After the failings of this recruitment model became known, the immigration department created yet another one. A policy known as Foreign Domestic Movement (FDM) was crafted in 1981 to admit foreign domestics as temporary workers while later affording them an opportunity to apply for permanent residence if certain conditions were met. The department tweaked this “temporary to possibly permanent” recruitment model over the years, but its failings persisted. In 1992, as part of the effort to address those failings, FDM was incorporated into immigration regulations and renamed the Live-in Caregiver Program (LCP). Despite the smoke and mirrors, however, the “temporary to possibly permanent” recruitment model was unchanged, and the problems associated with it persisted.
Until recently, little was done by the governments of the day (federal and provincial) to address the persistent problems foreign caregivers experienced. These problems were not exclusively the result of abusive employers and unscrupulous recruiters. Indeed, many had to do with the difficulty of navigating a complex bureaucratic maze of requirements and procedures contained in supposedly helpful resources, including the immigration department’s own instruction manuals, application guides and website information, and inconsistent advice from call-centre agents. This complex system caught many live-in caregivers unawares and, often through no fault of the caregiver, the outcome was an unfair or inhumane refusal.
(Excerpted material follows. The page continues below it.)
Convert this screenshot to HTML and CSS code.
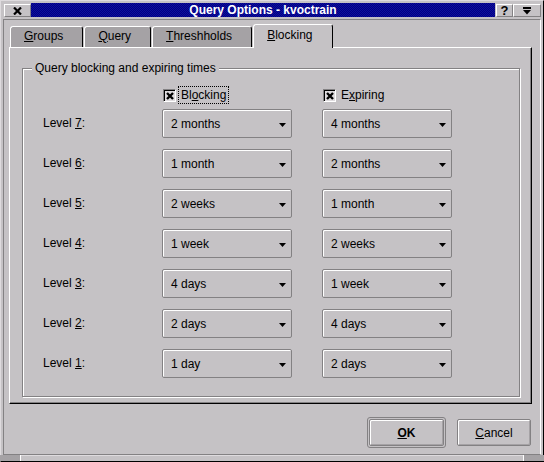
FILE: index.html
```html
<!DOCTYPE html>
<html>
<head>
<meta charset="utf-8">
<title>Query Options - kvoctrain</title>
<link rel="stylesheet" href="styles.css">
</head>
<body>
<div class="win">
  <div class="titlebar">
    <div class="tbtn close"><svg width="9" height="8" viewBox="0 0 9 8"><path d="M1 0.5 L8 7.5 M8 0.5 L1 7.5" stroke="#000" stroke-width="2.2"/></svg></div>
    <div class="caption">Query Options - kvoctrain</div>
    <div class="tbtn help">?</div>
    <div class="tbtn menu"><svg width="10" height="8" viewBox="0 0 10 8"><rect x="1" y="0" width="8" height="2" fill="#000"/><path d="M1 3 L9 3 L5 7.5 Z" fill="#000"/></svg></div>
  </div>
  <div class="client">
    <div class="tabs">
      <div class="tab"><u>G</u>roups</div>
      <div class="tab"><u>Q</u>uery</div>
      <div class="tab"><u>T</u>hreshholds</div>
      <div class="tab active"><u>B</u>locking</div>
    </div>
    <div class="panel">
      <fieldset class="group">
        <legend>Query blocking and expiring times</legend>
        <div class="inner">
          <div class="grid head">
            <span></span>
            <div class="check"><span class="box"><svg width="8" height="8" viewBox="0 0 8 8"><path d="M1 1 L7 7 M7 1 L1 7" stroke="#000" stroke-width="2.4"/></svg></span><span class="lbl focus">Bl<u>o</u>cking</span></div>
            <div class="check"><span class="box"><svg width="8" height="8" viewBox="0 0 8 8"><path d="M1 1 L7 7 M7 1 L1 7" stroke="#000" stroke-width="2.4"/></svg></span><span class="lbl">E<u>x</u>piring</span></div>
          </div>
          <div class="grid rows">
            <span class="lvl">Level <u>7</u>:</span>
            <div class="combo"><span>2 months</span><svg class="arrow" width="7" height="4" viewBox="0 0 7 4"><path d="M0 0 L7 0 L3.5 4 Z" fill="#000"/></svg></div>
            <div class="combo"><span>4 months</span><svg class="arrow" width="7" height="4" viewBox="0 0 7 4"><path d="M0 0 L7 0 L3.5 4 Z" fill="#000"/></svg></div>

            <span class="lvl">Level <u>6</u>:</span>
            <div class="combo"><span>1 month</span><svg class="arrow" width="7" height="4" viewBox="0 0 7 4"><path d="M0 0 L7 0 L3.5 4 Z" fill="#000"/></svg></div>
            <div class="combo"><span>2 months</span><svg class="arrow" width="7" height="4" viewBox="0 0 7 4"><path d="M0 0 L7 0 L3.5 4 Z" fill="#000"/></svg></div>

            <span class="lvl">Level <u>5</u>:</span>
            <div class="combo"><span>2 weeks</span><svg class="arrow" width="7" height="4" viewBox="0 0 7 4"><path d="M0 0 L7 0 L3.5 4 Z" fill="#000"/></svg></div>
            <div class="combo"><span>1 month</span><svg class="arrow" width="7" height="4" viewBox="0 0 7 4"><path d="M0 0 L7 0 L3.5 4 Z" fill="#000"/></svg></div>

            <span class="lvl">Level <u>4</u>:</span>
            <div class="combo"><span>1 week</span><svg class="arrow" width="7" height="4" viewBox="0 0 7 4"><path d="M0 0 L7 0 L3.5 4 Z" fill="#000"/></svg></div>
            <div class="combo"><span>2 weeks</span><svg class="arrow" width="7" height="4" viewBox="0 0 7 4"><path d="M0 0 L7 0 L3.5 4 Z" fill="#000"/></svg></div>

            <span class="lvl">Level <u>3</u>:</span>
            <div class="combo"><span>4 days</span><svg class="arrow" width="7" height="4" viewBox="0 0 7 4"><path d="M0 0 L7 0 L3.5 4 Z" fill="#000"/></svg></div>
            <div class="combo"><span>1 week</span><svg class="arrow" width="7" height="4" viewBox="0 0 7 4"><path d="M0 0 L7 0 L3.5 4 Z" fill="#000"/></svg></div>

            <span class="lvl">Level <u>2</u>:</span>
            <div class="combo"><span>2 days</span><svg class="arrow" width="7" height="4" viewBox="0 0 7 4"><path d="M0 0 L7 0 L3.5 4 Z" fill="#000"/></svg></div>
            <div class="combo"><span>4 days</span><svg class="arrow" width="7" height="4" viewBox="0 0 7 4"><path d="M0 0 L7 0 L3.5 4 Z" fill="#000"/></svg></div>

            <span class="lvl">Level <u>1</u>:</span>
            <div class="combo"><span>1 day</span><svg class="arrow" width="7" height="4" viewBox="0 0 7 4"><path d="M0 0 L7 0 L3.5 4 Z" fill="#000"/></svg></div>
            <div class="combo"><span>2 days</span><svg class="arrow" width="7" height="4" viewBox="0 0 7 4"><path d="M0 0 L7 0 L3.5 4 Z" fill="#000"/></svg></div>
          </div>
        </div>
      </fieldset>
    </div>
    <div class="buttons">
      <div class="default"><button class="btn ok"><u>O</u>K</button></div>
      <button class="btn cancel"><u>C</u>ancel</button>
    </div>
  </div>
  <div class="grips"><span class="grip"></span><span class="mid"></span><span class="grip"></span></div>
</div>
</body>
</html>
```

FILE: styles.css
```css
* { box-sizing: border-box; }
html, body { margin: 0; padding: 0; }
body {
  background: #c5c2c5;
  font-family: "Liberation Sans", Arial, sans-serif;
  font-size: 12px;
  color: #000;
}
u { text-underline-offset: 1px; }

.win {
  width: 544px;
  height: 462px;
  display: flex;
  flex-direction: column;
  background: #c5c2c5;
  border: 1px solid;
  border-color: #dedbde #000 #000 #dedbde;
  padding: 2px 2px 0 2px;
}

.titlebar { display: flex; height: 14px; flex: none; }
.tbtn {
  display: flex;
  align-items: center;
  justify-content: center;
  background: #c5c2c5;
  border: 1px solid;
  border-color: #fff #838183 #838183 #fff;
  margin-top: 1px;
}
.close { width: 27px; margin-left: 1px; }
.caption {
  flex: 1;
  background: repeating-conic-gradient(#000084 0 25%, #10109c 0 50%) 0 0 / 2px 2px;
  color: #fff;
  font-weight: bold;
  text-align: center;
  line-height: 14px;
  margin-right: 1px;
  white-space: nowrap;
}
.help { width: 17px; font-weight: bold; font-size: 13px; line-height: 12px; }
.menu { width: 28px; }

.client {
  flex: 1;
  margin-top: 2px;
  border: 1px solid;
  border-color: #838183 #fff #838183 #838183;
  padding: 4px 8px 0 5px;
  display: flex;
  flex-direction: column;
}

.tabs {
  display: flex;
  height: 23px;
  flex: none;
  padding-left: 1px;
  position: relative;
  z-index: 1;
}
.tab {
  margin-top: 2px;
  height: 21px;
  padding: 0 19px 0 13px;
  margin-right: 1px;
  background: #a5a2a5;
  border: 1px solid;
  border-bottom: none;
  border-color: #fff #000 transparent #fff;
  border-radius: 3px 3px 0 0;
  line-height: 19px;
  white-space: nowrap;
}
.tab.active {
  margin-top: 0;
  height: 24px;
  background: #c5c2c5;
  line-height: 21px;
}

.panel {
  height: 357px;
  flex: none;
  border: 1px solid;
  border-color: #fff #000 #000 #fff;
  box-shadow: inset -1px -1px 0 #838183;
  display: flex;
  flex-direction: column;
  padding: 0 11px 6px 12px;
}

.group {
  margin: 13px 0 0 0;
  padding: 0;
  border: 1px solid #838183;
  box-shadow: inset 1px 1px 0 #fff, 1px 1px 0 #fff;
  flex: 1;
  min-width: 0;
}
.group legend {
  margin-left: 9px;
  padding: 0 3px;
  line-height: 14px;
  background: #c5c2c5;
}
.inner { padding: 11px 0 0 20px; }

.grid {
  display: grid;
  grid-template-columns: 89px 130px 130px;
  column-gap: 30px;
}
.head { height: 18px; margin-bottom: 5px; align-items: center; }
.check { display: flex; align-items: center; padding-left: 1px; }
.box {
  width: 13px;
  height: 13px;
  display: flex;
  align-items: center;
  justify-content: center;
  background: #dedbde;
  border: 1px solid;
  border-color: #838183 #fff #fff #838183;
  box-shadow: inset 1px 1px 0 #000;
}
.box svg { margin: 1px 0 0 1px; }
.lbl {
  margin-left: 2px;
  border: 1px solid transparent;
  padding: 1px 2px;
  line-height: 14px;
}
.lbl.focus { border: 1px dotted #000; }

.rows { grid-auto-rows: 29px; row-gap: 11px; }
.lvl { align-self: center; margin-top: -2px; white-space: nowrap; }
.combo {
  display: flex;
  align-items: center;
  justify-content: space-between;
  border: 1px solid #838183;
  border-radius: 2px;
  box-shadow: inset 1px 1px 0 #fff;
  padding: 0 5px 0 8px;
}
.arrow { margin-top: 2px; }

.buttons {
  display: flex;
  justify-content: flex-end;
  align-items: center;
  gap: 11px;
  margin-top: 13px;
  height: 31px;
  padding-right: 1px;
  flex: none;
}
.default {
  border: 1px solid #838183;
  border-radius: 3px;
  padding: 1px;
  display: flex;
}
.btn {
  font: inherit;
  color: #000;
  height: 27px;
  background: #c5c2c5;
  border: 1px solid #838183;
  border-radius: 2px;
  box-shadow: inset 1px 1px 0 #fff, inset -1px -1px 0 #a5a2a5;
  padding: 0;
}
.ok { width: 75px; font-weight: bold; }
.cancel { width: 74px; }

.grips {
  display: flex;
  height: 6px;
  flex: none;
  margin: 0 -3px;
}
.grip { width: 21px; background: #a5a2a5; border-right: 1px solid #fff; }
.grip:last-child { border-right: none; border-left: 1px solid #fff; }
.mid { flex: 1; background: #c5c2c5; border-top: 1px solid #dedbde; }
```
On April 1 this year, Immigration Minister Jason Kenney announced the implementation of a series of changes to the LCP that were intended to give better protection to foreign caregivers from abuse and exploitation, and to provide them with a fair and equitable path toward permanent residence. On Aug. 18, more changes affecting live-in caregivers were announced, and are to come into force on April 1, 2011.
Despite the rhetoric, however, these changes do not in any way upend the “temporary to possibly permanent” recruitment model that has failed many foreign caregivers for many years. For as long as this flawed recruitment model remains intact, unfair and inhumane outcomes will continue. Moreover, many of these workers will continue to accept work under conditions that fall far below acceptable Canadian standards; many will work with little complaint.
Foreign caregivers will continue to arrive in Canada to work as indentured labourers. For as long as Canada keeps its doors open, thousands will desperately wait in line for the opportunity. To many, our Live-in Caregiver Program represents their only hope of immigrating to Canada and leaving behind a life of abject poverty.
Under the current recruitment model, caregivers will continue to be separated from their spouses and children for three to five years. Caregivers, therefore, do almost anything to avoid delay in getting through this nightmarish program. They will continue to accept substandard working conditions, continue to largely remain silent about abuse and exploitation, and only in very extreme circumstances will they have the desire to expose abuses.
Changes to the Live-in Caregiver Program are meaningless unless the main source of the problem ― the recruitment model ― is changed. In particular, live-in caregivers should be admitted to Canada as permanent residents. This approach has been called for by caregiver advocates. It has also been called for by scholars. And it has been called for by the Canadian people, whose voices can be heard through their representatives in the House of Commons. It is not “radical,” as it is the same recruitment model once offered to domestic workers ― mostly single, white, British women ― recruited to Canada up until World War II.
If the government is genuine in its desire to protect foreign caregivers and afford them a fair and equitable path to permanent residence, it is time to adopt the “permanent resident upon arrival” model of old.